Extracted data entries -
--------------------------------------------------

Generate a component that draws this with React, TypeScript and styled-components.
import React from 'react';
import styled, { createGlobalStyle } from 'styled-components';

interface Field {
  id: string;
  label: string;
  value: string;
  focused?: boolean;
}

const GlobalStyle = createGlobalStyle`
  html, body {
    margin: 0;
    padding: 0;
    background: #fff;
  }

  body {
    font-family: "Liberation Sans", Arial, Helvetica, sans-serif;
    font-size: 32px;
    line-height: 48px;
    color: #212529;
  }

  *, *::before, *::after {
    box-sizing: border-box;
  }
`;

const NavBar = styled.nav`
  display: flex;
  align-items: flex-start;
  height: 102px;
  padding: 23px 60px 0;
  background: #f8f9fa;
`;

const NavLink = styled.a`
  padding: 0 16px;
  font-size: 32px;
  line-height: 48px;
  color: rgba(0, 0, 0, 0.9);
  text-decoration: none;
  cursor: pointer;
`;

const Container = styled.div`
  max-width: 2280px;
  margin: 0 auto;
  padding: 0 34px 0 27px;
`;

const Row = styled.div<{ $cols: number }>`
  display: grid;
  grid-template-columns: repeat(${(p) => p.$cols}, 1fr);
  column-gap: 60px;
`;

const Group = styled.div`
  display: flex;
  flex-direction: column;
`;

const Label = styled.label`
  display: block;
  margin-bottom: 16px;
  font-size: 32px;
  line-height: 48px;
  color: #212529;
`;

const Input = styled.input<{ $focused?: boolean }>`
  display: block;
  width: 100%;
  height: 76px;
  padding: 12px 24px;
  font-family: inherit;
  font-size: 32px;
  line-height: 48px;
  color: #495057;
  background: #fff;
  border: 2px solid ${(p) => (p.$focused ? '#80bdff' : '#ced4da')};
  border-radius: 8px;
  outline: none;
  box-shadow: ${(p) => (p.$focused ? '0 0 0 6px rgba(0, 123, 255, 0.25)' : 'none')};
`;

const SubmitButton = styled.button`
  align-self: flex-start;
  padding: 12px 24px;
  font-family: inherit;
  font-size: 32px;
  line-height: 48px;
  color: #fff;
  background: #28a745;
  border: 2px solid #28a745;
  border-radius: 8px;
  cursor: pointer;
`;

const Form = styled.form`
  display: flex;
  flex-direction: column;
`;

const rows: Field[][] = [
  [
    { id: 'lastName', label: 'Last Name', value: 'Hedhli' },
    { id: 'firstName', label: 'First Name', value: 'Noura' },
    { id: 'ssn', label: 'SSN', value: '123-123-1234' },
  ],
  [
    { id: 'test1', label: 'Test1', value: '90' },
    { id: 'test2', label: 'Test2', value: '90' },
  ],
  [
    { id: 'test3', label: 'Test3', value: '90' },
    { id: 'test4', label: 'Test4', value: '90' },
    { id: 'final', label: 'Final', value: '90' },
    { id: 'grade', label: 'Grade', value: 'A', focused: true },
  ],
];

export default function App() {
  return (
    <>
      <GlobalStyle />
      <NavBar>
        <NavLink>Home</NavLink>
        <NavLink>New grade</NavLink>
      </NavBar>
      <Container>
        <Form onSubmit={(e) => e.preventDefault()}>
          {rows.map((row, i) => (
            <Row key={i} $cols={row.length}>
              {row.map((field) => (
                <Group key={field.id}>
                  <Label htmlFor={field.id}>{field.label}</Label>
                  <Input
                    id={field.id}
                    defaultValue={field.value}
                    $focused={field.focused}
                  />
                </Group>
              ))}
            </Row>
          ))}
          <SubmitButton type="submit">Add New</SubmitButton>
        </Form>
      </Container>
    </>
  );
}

--------------------------------------------------

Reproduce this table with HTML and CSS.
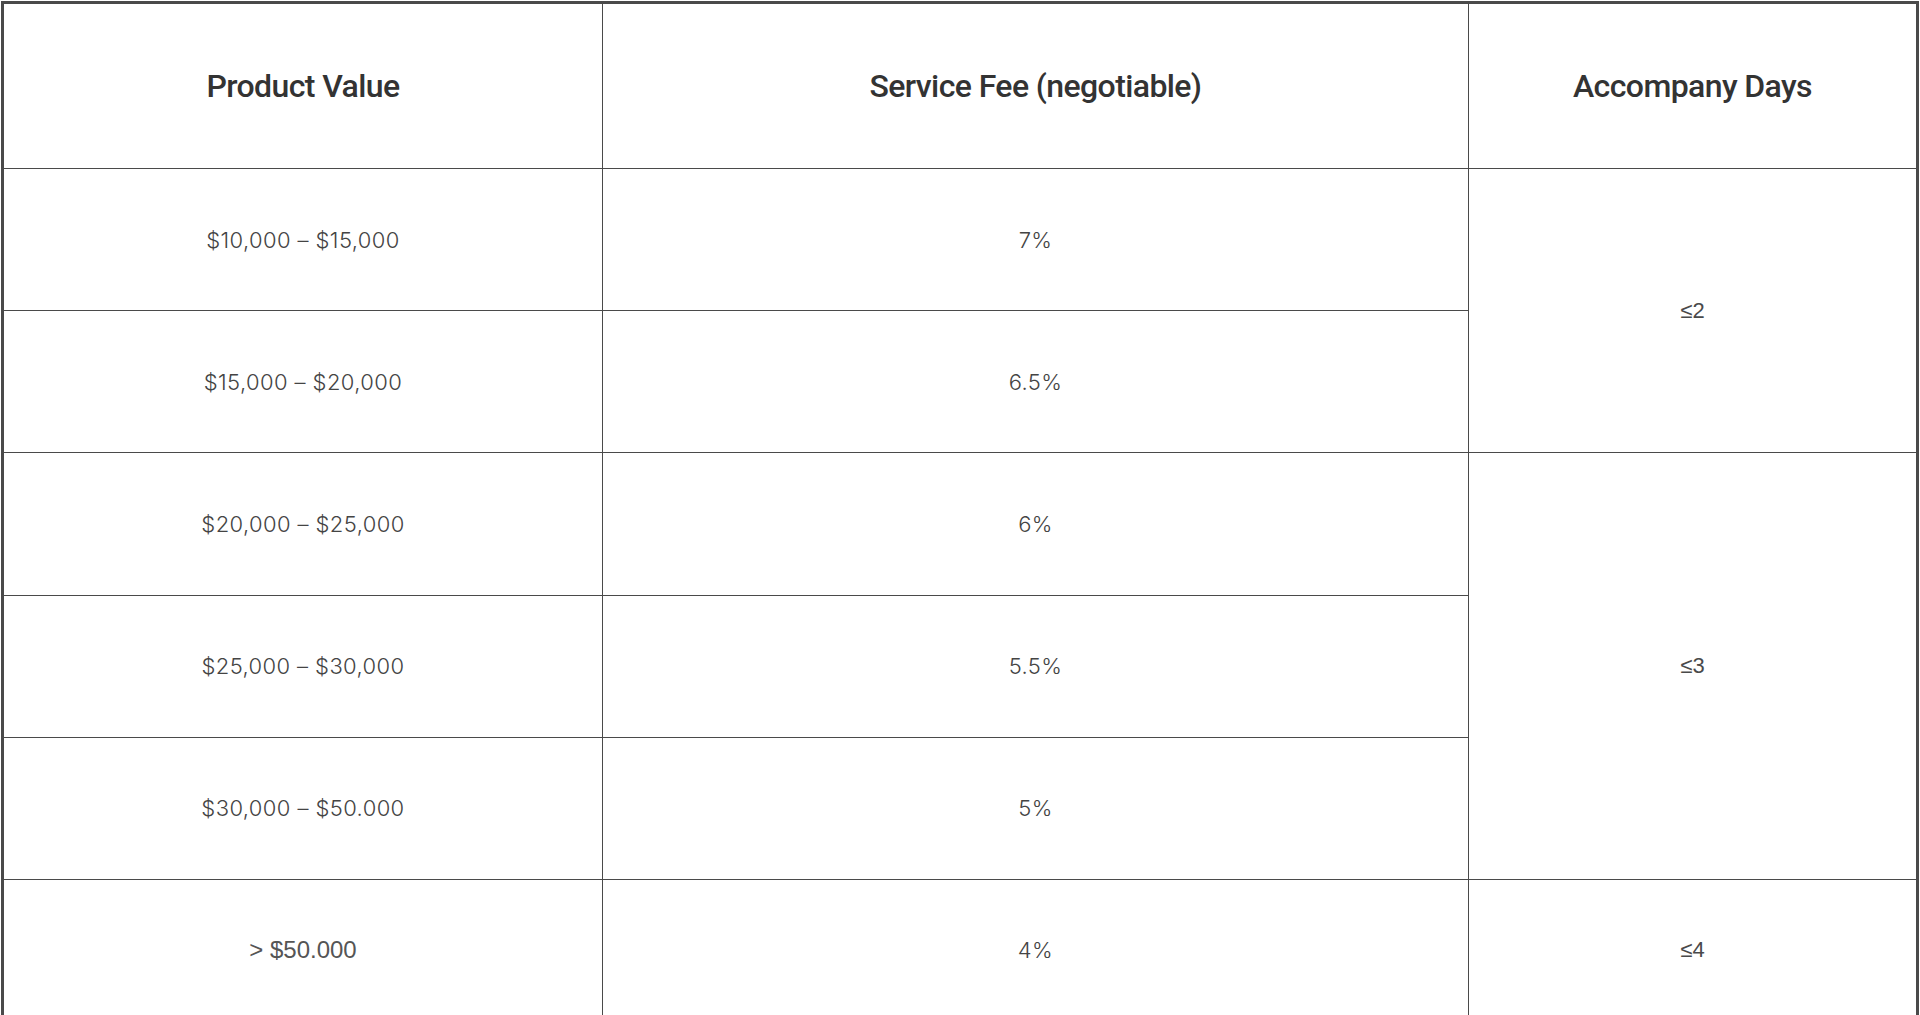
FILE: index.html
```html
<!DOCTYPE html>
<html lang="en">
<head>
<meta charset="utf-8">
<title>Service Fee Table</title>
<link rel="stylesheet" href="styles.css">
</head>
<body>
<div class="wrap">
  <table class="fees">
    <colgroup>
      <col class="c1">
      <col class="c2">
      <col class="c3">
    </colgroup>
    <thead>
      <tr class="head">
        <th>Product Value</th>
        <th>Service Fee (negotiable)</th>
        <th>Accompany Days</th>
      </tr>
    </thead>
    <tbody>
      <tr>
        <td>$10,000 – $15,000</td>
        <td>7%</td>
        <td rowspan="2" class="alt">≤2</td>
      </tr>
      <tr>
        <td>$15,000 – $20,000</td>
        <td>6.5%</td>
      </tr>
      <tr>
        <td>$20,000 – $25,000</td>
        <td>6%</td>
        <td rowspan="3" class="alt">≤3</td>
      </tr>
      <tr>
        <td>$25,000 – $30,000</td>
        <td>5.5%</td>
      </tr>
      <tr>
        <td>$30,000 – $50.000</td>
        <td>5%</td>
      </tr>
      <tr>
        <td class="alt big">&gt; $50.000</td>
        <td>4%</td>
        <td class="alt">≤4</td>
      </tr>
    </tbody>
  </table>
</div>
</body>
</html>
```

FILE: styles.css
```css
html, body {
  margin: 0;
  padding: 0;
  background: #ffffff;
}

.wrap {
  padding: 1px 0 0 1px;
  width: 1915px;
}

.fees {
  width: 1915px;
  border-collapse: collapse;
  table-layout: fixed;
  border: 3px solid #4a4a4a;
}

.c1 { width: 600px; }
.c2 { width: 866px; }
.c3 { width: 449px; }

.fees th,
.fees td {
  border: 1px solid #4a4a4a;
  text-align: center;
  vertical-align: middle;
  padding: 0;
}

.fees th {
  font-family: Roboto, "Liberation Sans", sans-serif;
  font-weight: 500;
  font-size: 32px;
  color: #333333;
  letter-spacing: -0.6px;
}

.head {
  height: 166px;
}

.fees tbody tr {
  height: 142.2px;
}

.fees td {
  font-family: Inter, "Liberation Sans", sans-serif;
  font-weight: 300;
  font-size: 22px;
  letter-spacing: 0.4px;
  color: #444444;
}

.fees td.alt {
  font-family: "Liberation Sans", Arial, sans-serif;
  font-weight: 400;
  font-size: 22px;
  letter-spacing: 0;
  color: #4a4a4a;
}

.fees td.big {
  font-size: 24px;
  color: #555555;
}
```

--------------------------------------------------

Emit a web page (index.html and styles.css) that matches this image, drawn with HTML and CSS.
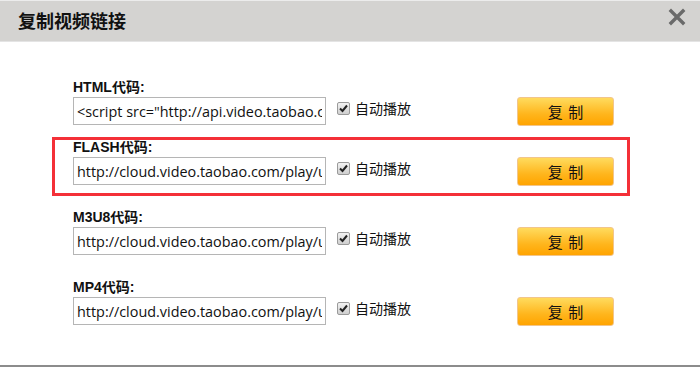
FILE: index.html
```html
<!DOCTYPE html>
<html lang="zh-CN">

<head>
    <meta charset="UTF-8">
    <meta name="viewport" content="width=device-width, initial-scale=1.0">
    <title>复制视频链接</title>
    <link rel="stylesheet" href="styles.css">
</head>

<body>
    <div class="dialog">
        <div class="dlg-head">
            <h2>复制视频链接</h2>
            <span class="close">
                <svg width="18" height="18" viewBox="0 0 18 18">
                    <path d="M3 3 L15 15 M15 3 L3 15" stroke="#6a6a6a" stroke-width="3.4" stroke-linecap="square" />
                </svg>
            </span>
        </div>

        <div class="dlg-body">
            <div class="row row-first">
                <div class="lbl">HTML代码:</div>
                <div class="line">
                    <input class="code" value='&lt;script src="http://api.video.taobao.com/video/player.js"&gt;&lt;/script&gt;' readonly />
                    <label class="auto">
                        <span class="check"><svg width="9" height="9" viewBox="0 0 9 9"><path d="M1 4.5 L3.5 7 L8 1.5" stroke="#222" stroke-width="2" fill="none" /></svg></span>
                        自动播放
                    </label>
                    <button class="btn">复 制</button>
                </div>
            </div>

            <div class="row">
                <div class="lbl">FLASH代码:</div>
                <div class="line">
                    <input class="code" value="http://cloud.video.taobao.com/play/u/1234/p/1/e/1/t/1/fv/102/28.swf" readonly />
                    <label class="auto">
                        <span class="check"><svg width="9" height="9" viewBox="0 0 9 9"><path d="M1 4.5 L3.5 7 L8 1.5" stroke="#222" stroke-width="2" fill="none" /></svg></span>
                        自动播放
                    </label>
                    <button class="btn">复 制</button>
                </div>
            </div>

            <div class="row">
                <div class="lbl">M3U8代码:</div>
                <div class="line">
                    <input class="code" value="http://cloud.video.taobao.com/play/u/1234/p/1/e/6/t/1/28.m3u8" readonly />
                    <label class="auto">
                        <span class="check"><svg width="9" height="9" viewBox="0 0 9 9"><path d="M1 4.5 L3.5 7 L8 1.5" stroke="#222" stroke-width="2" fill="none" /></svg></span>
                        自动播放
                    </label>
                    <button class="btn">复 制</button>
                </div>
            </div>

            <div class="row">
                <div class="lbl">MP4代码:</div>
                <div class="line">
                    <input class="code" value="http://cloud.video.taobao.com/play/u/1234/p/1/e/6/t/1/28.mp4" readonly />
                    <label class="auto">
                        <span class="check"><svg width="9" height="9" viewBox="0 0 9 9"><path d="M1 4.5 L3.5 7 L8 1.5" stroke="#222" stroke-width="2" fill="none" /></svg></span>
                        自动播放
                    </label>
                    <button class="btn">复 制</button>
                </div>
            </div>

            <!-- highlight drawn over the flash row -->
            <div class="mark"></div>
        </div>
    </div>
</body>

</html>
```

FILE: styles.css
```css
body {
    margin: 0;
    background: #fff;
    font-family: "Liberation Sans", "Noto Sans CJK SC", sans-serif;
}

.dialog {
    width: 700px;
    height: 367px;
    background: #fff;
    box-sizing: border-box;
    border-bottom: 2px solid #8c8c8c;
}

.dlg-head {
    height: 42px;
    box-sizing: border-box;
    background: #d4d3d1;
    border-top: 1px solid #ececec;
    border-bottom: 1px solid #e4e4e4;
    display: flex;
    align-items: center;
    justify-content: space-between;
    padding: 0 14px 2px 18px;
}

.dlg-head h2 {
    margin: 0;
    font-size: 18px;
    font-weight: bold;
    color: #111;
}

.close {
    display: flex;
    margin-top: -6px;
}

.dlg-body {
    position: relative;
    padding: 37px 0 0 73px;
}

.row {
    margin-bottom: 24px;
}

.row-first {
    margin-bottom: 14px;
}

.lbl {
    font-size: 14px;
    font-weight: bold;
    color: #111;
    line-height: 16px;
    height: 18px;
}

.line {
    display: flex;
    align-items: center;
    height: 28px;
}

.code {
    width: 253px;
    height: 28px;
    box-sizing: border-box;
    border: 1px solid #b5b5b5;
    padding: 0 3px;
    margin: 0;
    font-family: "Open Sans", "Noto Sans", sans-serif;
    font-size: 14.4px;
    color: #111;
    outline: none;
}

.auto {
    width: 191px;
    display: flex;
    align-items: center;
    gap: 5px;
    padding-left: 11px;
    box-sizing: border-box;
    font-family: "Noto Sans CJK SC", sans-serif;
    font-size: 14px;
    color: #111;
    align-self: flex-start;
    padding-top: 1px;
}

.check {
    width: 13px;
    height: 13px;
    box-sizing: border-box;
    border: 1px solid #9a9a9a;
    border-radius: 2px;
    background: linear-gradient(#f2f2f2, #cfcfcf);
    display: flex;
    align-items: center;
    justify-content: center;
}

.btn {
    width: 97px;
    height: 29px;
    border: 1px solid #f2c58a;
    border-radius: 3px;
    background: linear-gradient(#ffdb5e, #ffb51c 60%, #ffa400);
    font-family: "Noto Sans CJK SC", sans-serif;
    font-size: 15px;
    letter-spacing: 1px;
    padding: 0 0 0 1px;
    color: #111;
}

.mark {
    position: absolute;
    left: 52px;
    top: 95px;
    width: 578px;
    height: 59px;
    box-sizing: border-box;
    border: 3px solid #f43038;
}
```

--------------------------------------------------

Instructions to follow -
Identify the lines that contain the string "components", and copy every one of them.

Solution -
Generate a component that draws this with React, TypeScript and styled-components.
import styled, { createGlobalStyle } from 'styled-components';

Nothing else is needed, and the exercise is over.